Health Secretary Matt Hancock has said he would look at ways the information could be “improved”.
The government announced there were 93,881 tests processed or posted in the 24 hours to 09:00 on Monday. This figure does not represent the number of people tested, as some are tested more than once.
At least two million people have been tested for coronavirus in the UK – but the government has been unable to provide an updated figure for the total number of people tested since 22 May.
- Why we don’t know how many people are being tested
- Can I get tested?
Who is most at risk from coronavirus?
Most recorded coronavirus deaths have been among the elderly, with NHS England figures showing more than half of deaths have been among people aged over 80.
The disease appears to disproportionally affect men in their 50s and 60s, and the death rate for men outstrips women across all age ranges.
People with underlying health conditions are also at greater risk regardless of age.

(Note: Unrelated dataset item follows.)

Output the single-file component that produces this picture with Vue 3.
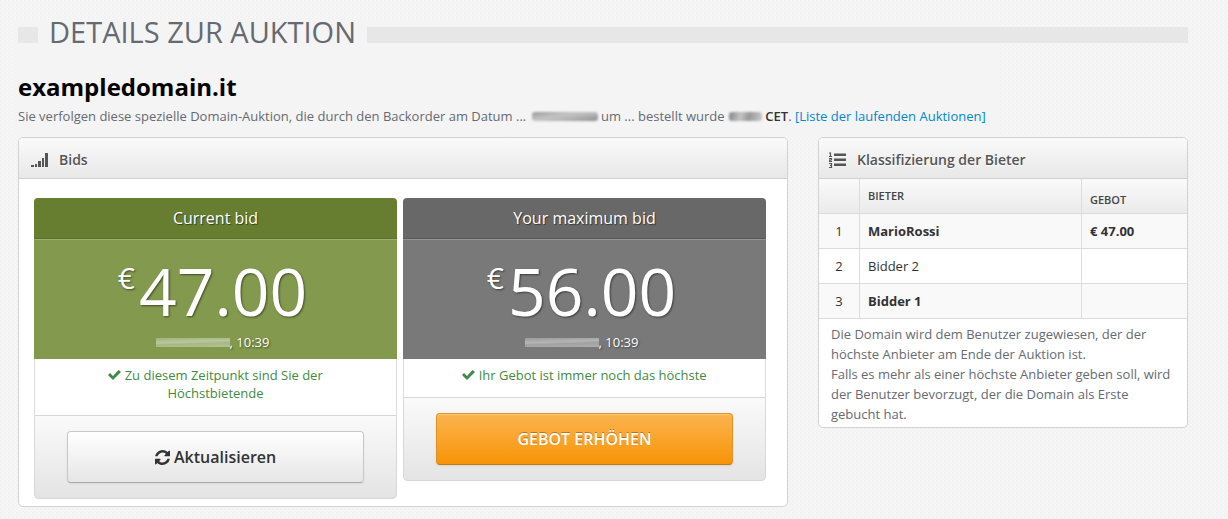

Research by Public Health England (PHE) has also found that people from ethnic minorities have a much higher risk of dying from coronavirus than people of white British ethnicity. But it is still not clear why – the study did not take into account occupations or obesity, which are also known to be high risk factors.
Another study found that South Asian people were the most likely to die from coronavirus after being admitted to hospital. It is the only ethnic group to have a raised risk of death in hospital, which researchers believe is partly due to high levels of diabetes.
The most deprived parts of England and Wales have been hit twice as hard by coronavirus as wealthier areas, according to the ONS. Urban areas were worse affected than rural areas and London had significantly more deaths from coronavirus per 100,000 people than any other region, when standardised for age.
Most hospitals seeing fewer coronavirus patients
The number of people in hospital with Covid-19 has been gradually declining since a peak over Easter.
On Friday, the government said the number of people in hospital with coronavirus in Great Britain had fallen to 4,006 – down from 4,687 the same time last week.
However, the picture is different across the UK’s nations and regions, with numbers falling faster in some areas than others.